Tanja Herklotz is a research assistant and PhD candidate at the chair for public and comparative law at Humboldt University Berlin. She pursued her studies at the Universities of Heidelberg, Bologna, Münster and SOAS, University of London. Her PhD thesis deals with social movements and the Supreme Court in India. She is affiliated with several women’s rights organisations in India.
Sarah Holz
Constructing an Islamic Republic Through Law and Justice Mechanisms
A distinctive feature of the Islamic Republic of Pakistan is the constitutional requirement that all laws have to conform to the Injunctions of Islam (Art.227). The Federal Shariat Court and the Council of Islamic Ideology were created to monitor the observance of this condition. Looking at the institutional practice of both bodies, I would like to discuss how this constitutional provision is practiced in law-making, law review and legal practice in Pakistan today.
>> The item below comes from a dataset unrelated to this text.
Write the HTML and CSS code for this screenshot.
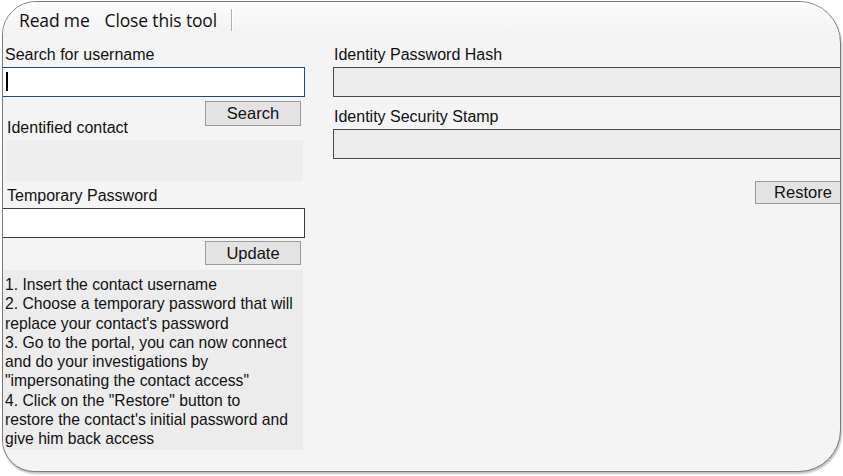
FILE: index.html
```html
<!DOCTYPE html>
<html>
<head>
<meta charset="utf-8">
<link rel="stylesheet" href="styles.css">
</head>
<body>
<div class="frame">
  <div class="menubar">
    <span class="menu-item first">Read me</span>
    <span class="menu-item">Close this tool</span>
    <span class="menu-sep"></span>
  </div>
  <div class="main">
    <div class="col-left">
      <div class="label l-search">Search for username</div>
      <div class="textbox focused"><span class="caret"></span></div>
      <div class="row-search">
        <div class="label l-ident">Identified contact</div>
        <div class="btn btn-search">Search</div>
      </div>
      <div class="readonly-box"></div>
      <div class="label l-temp">Temporary Password</div>
      <div class="textbox plain"></div>
      <div class="row-update">
        <div class="btn btn-update">Update</div>
      </div>
      <div class="instructions">1. Insert the contact username<br>2. Choose a temporary password that will<br>replace your contact's password<br>3. Go to the portal, you can now connect<br>and do your investigations by<br>"impersonating the contact access"<br>4. Click on the "Restore" button to<br>restore the contact's initial password and<br>give him back access</div>
    </div>
    <div class="col-right">
      <div class="label l-hash">Identity Password Hash</div>
      <div class="textbox ro"></div>
      <div class="label l-stamp">Identity Security Stamp</div>
      <div class="textbox ro"></div>
      <div class="row-restore">
        <div class="btn btn-restore">Restore</div>
      </div>
    </div>
  </div>
</div>
</body>
</html>
```
FILE: styles.css
```css
html, body {
  margin: 0;
  padding: 0;
  background: #ffffff;
}
body {
  width: 843px;
  height: 476px;
  overflow: hidden;
  font-family: "Liberation Sans", Arial, sans-serif;
  color: #111111;
}
.frame {
  box-sizing: border-box;
  margin: 1px 0 0 2px;
  width: 839px;
  height: 471px;
  border: 1px solid #7a7a7a;
  border-radius: 34px 42px 42px 32px;
  background: #f4f4f4;
  overflow: hidden;
  box-shadow: 1px 2px 2px rgba(0, 0, 0, 0.25);
}
.menubar {
  height: 35px;
  display: flex;
  align-items: center;
  background: linear-gradient(#fcfcfc, #f2f2f2);
  font-family: "Open Sans", "Noto Sans", sans-serif;
  font-size: 17.5px;
  letter-spacing: -0.15px;
  color: #111;
}
.menu-item {
  padding: 0 7px 0 8px;
  line-height: 24px;
}
.menu-item.first {
  margin-left: 8px;
}
.menu-sep {
  width: 1px;
  height: 22px;
  margin-left: 7px;
  background: #b0b0b0;
  border-right: 1px solid #ffffff;
}
.main {
  display: flex;
  gap: 28px;
  padding-top: 8px;
}
.col-left {
  width: 303px;
  margin-left: -1px;
  flex: none;
  display: flex;
  flex-direction: column;
}
.col-right {
  width: 518px;
  flex: none;
  display: flex;
  flex-direction: column;
}
.label {
  font-size: 16px;
  line-height: 20px;
  height: 20px;
  white-space: nowrap;
}
.l-search {
  padding-left: 3px;
  margin-bottom: 2px;
}
.textbox {
  box-sizing: border-box;
  height: 30px;
  width: 100%;
  background: #ffffff;
  border: 1.5px solid #3c3c3c;
  position: relative;
}
.textbox.focused {
  border-color: #1e4a78;
}
.caret {
  position: absolute;
  left: 3px;
  top: 4px;
  width: 1.5px;
  height: 19px;
  background: #000;
}
.textbox.ro {
  background: #ececec;
  border-color: #4a4a4a;
}
.row-search {
  display: flex;
  justify-content: space-between;
  height: 37px;
  margin-top: 4px;
}
.l-ident {
  align-self: flex-end;
  padding-left: 5px;
}
.btn {
  box-sizing: border-box;
  width: 96px;
  background: #e3e3e3;
  border: 1px solid #9a9a9a;
  font-size: 16.5px;
  text-align: center;
  color: #111;
}
.btn-search {
  height: 25px;
  line-height: 22px;
  margin-right: 4px;
}
.readonly-box {
  margin: 2px 0 0 4px;
  width: 297px;
  height: 41px;
  background: #eeeeee;
}
.l-temp {
  margin-top: 5px;
  padding-left: 5px;
  margin-bottom: 2px;
}
.row-update {
  display: flex;
  justify-content: flex-end;
  margin-top: 3px;
}
.btn-update {
  height: 24px;
  line-height: 23px;
  margin-right: 4px;
}
.instructions {
  margin-top: 5px;
  width: 301px;
  height: 180px;
  box-sizing: border-box;
  background: #ececec;
  padding: 5px 0 0 3px;
  font-size: 15.7px;
  line-height: 19.3px;
  white-space: nowrap;
}
.l-hash {
  padding-left: 1px;
  margin-bottom: 2px;
}
.l-stamp {
  margin-top: 10px;
  padding-left: 1px;
  margin-bottom: 2px;
}
.row-restore {
  display: flex;
  justify-content: flex-end;
  margin-top: 22px;
}
.btn-restore {
  height: 23px;
  line-height: 21px;
}
```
By reviewing laws to determine their accordance with the Injunctions of Islam or admitting petitions challenging the conformity of laws with these Injunctions, the decisions of the Federal Shariat Court and the Council of Islamic Ideology are not confined to the legal realm but also function as social commentary and norm-setting. Both bodies are nodes between the legal, the social and the political of the state and therefore ideal starting points to examine how the Islamic Republic is practiced today.
Sarah Holz is a PhD Fellow at the Graduate School Muslim Cultures and Societies, Freie Universität Berlin. Her project is entitled “Organised Religion in Pakistan: Dynamics and Change in Religious Institutions of the State”.